USMC marks the beginning of the end at Cherry Point. The US Marine Corps has marked the last time EA-6B Prowlers from its four squadrons will fly together as the fleet begins its sundown in service.

On March 1, the US Marine Corps flew four EA-6Bs together as it prepared to disband the training unit VMAQT-1 ‘Banshees’ in the coming months.

Operational squadrons VMAQ-2 ‘Death Jesters’, VMAQ-3 ‘Moondogs’ and VMAQ-4 ‘Seahawks’ will all disband by 2019 as the Marine Corps moves towards the F-35 and unmanned aerial vehicles for its electronic warfare missions.

According to the 2016 Marine Corps TACAIR roadmap: ‘The USMC currently has three operational and one FRS EA-6B squadrons, each operating the Improved Capabilities (ICAP) III version of the EA-6B Prowler.
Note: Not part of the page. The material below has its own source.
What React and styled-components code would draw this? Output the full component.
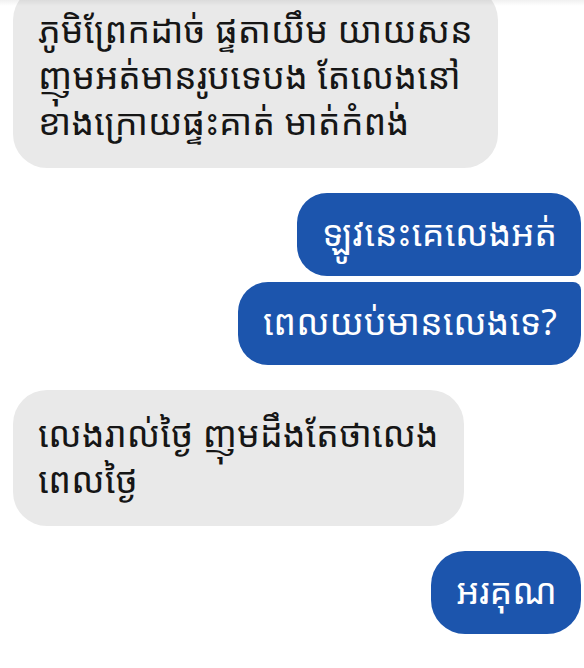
import React from 'react';
import styled, { createGlobalStyle } from 'styled-components';

const GlobalStyle = createGlobalStyle`
  html, body {
    margin: 0;
    padding: 0;
    background: #fff;
  }
  body {
    font-family: "Noto Sans Khmer", "Khmer OS", "Noto Sans", "DejaVu Sans", sans-serif;
    overflow: hidden;
  }
`;

const messages = [
  { id: 1, mine: false, lines: ['ភូមិព្រែកដាច់ ផ្ទតាយឹម យាយសន', 'ញុមអត់មានរូបទេបង តែលេងនៅ', 'ខាងក្រោយផ្ទះគាត់ មាត់កំពង់'] },
  { id: 2, mine: true, pos: 'first', lines: ['ឡូវនេះគេលេងអត់'] },
  { id: 3, mine: true, pos: 'last', lines: ['ពេលយប់មានលេងទេ?'] },
  { id: 4, mine: false, lines: ['លេងរាល់ថ្ងៃ ញុមដឹងតែថាលេង', 'ពេលថ្ងៃ'] },
  { id: 5, mine: true, lines: ['អរគុណ'] },
];

function radius(mine, pos) {
  if (!mine || !pos) return '34px';
  if (pos === 'first') return '30px 30px 8px 30px';
  return '30px 8px 30px 30px';
}

function gapBefore(index, pos) {
  if (index === 0) return '-14px';
  if (pos === 'last') return '6px';
  return '25px';
}

export default function App() {
  return (
    <>
      <GlobalStyle />
      <Thread>
        <TopShade />
        {messages.map((m, i) => (
          <Row key={m.id} $mine={m.mine} $gap={gapBefore(i, m.pos)}>
            <Bubble $mine={m.mine} $radius={radius(m.mine, m.pos)}>
              {m.lines.map((l, j) => (
                <Line key={j}>{l}</Line>
              ))}
            </Bubble>
          </Row>
        ))}
      </Thread>
    </>
  );
}

const Thread = styled.div`
  width: 584px;
  height: 668px;
  box-sizing: border-box;
  padding: 0 3px 0 13px;
  display: flex;
  flex-direction: column;
  position: relative;
  overflow: hidden;
`;

const TopShade = styled.div`
  position: absolute;
  top: 0;
  left: 0;
  right: 0;
  height: 6px;
  background: linear-gradient(rgba(0, 0, 0, 0.06), rgba(0, 0, 0, 0));
  z-index: 2;
`;

const Row = styled.div`
  display: flex;
  flex-shrink: 0;
  justify-content: ${(p) => (p.$mine ? 'flex-end' : 'flex-start')};
  margin-top: ${(p) => p.$gap};
`;

const Bubble = styled.div`
  background: ${(p) => (p.$mine ? '#1c55ad' : '#e9e9e9')};
  color: ${(p) => (p.$mine ? '#ffffff' : '#161616')};
  border-radius: ${(p) => p.$radius};
  padding: ${(p) => (p.$mine ? '17px 24px 20px 25px' : '21px 25px 23px 25px')};
  font-size: 36px;
  line-height: 46px;
  white-space: nowrap;
`;

const Line = styled.div``;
This variant will support Marine and joint operational requirements through 2019.

Planned ICAP III Block 7 upgrades to software and hardware will improve EW performance and interoperability through the end of service life.’
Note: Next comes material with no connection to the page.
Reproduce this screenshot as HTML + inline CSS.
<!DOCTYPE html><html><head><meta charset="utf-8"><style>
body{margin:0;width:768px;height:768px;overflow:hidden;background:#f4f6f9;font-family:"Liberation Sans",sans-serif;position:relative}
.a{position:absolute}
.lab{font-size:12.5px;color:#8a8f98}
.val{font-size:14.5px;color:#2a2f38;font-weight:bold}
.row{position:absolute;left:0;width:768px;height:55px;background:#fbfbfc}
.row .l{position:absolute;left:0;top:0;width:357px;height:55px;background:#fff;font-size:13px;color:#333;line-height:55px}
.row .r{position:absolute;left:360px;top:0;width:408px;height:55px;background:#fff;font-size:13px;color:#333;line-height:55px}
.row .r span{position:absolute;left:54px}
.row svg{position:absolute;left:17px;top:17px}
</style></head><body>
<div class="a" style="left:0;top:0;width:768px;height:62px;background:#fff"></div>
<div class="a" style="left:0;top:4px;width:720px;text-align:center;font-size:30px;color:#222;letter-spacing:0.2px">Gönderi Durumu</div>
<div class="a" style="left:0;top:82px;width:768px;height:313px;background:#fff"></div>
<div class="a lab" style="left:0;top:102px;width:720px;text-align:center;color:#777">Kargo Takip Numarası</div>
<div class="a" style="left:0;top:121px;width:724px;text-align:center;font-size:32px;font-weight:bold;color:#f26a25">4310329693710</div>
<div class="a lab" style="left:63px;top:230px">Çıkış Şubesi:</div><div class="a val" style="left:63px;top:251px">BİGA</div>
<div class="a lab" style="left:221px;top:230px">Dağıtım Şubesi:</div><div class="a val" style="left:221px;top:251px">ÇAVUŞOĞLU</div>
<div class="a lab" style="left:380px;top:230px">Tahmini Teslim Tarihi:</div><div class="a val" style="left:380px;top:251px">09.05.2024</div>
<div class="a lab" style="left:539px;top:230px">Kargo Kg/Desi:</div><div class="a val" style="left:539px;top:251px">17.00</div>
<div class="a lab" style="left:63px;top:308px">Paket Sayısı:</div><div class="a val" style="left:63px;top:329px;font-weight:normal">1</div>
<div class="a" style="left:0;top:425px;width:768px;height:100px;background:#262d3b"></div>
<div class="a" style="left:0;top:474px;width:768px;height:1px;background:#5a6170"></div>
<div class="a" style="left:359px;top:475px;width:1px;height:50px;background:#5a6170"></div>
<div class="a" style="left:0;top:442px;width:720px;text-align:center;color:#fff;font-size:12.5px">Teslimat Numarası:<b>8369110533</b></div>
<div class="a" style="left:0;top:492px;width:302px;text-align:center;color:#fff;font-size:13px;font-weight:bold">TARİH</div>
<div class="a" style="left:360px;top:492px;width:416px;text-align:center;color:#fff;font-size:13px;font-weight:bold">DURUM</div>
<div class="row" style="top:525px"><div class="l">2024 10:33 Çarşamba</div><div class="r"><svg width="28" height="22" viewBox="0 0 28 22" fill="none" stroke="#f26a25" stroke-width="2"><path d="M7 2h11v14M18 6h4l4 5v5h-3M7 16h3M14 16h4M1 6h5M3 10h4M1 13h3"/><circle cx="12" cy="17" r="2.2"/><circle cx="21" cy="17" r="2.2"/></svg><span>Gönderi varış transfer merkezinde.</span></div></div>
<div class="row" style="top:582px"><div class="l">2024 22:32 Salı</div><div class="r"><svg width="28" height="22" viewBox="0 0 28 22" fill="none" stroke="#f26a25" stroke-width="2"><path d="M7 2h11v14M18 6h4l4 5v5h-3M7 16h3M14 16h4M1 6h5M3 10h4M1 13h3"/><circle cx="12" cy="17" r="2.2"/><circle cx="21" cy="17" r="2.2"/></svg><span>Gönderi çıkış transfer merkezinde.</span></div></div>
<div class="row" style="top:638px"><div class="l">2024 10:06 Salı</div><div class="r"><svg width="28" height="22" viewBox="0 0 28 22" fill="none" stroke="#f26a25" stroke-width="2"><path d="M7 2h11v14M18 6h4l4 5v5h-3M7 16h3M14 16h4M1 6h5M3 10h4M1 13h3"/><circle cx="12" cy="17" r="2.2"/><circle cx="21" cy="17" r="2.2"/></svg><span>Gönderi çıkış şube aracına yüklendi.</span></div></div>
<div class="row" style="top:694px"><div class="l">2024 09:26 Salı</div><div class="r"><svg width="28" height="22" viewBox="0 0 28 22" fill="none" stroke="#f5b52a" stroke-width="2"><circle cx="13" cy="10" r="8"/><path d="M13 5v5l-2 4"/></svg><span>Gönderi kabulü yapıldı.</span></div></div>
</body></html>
The sundown of Marine Prowlers, starting with the FRS (VMAQT-1), will begin at the end of FY16, with one squadron decommissioning each year until complete at the end of FY19.

The plan adds: ‘The Marine Corps is building an organic and distributed electronic warfare system of systems known as MAGTF EW. MAGTF EW transitions the Marine Corps from a focus on the low density/high-demand EA-6B, to a distributed, platform-agnostic strategy – where every platform contributes/ functions as a sensor, shooter and sharer – to include EW. Under MAGTF EW the Marine Corps is leveraging emerging technologies and integrating multiple aviation platforms (unmanned, fixed wing, and rotary wing assets); payloads; ground-based EW nodes; and cyber capabilities to provide commanders with an organic and persistent EW capability – for every MAGTF – large and small. ‘

‘This integration of manned and unmanned airborne and ground EW capabilities will provide the MAGTF commander with greater flexibility and control of the electromagnetic spectrum – and in many cases giving that MAGTF commander a capability where previously they had none. MAGTF EW assets will be modular, scalable, and networked, utilizing an open architecture that is rapidly adaptable and remotely re-programmable at the tactical level to support future Marine Corps war fighting requirements.’

‘UAS are a planned critical component of the MAGTF EW concept. As such, EW expertise normally resident within the VMAQ community began to transition to the VMU community in 2015.

Airborne electronic attack (AEA) capabilities post-2019 will be provided by EW payloads such as the Intrepid Tiger II EW Pod, UAS EW payloads, and the EW capabilities inherent to F-35.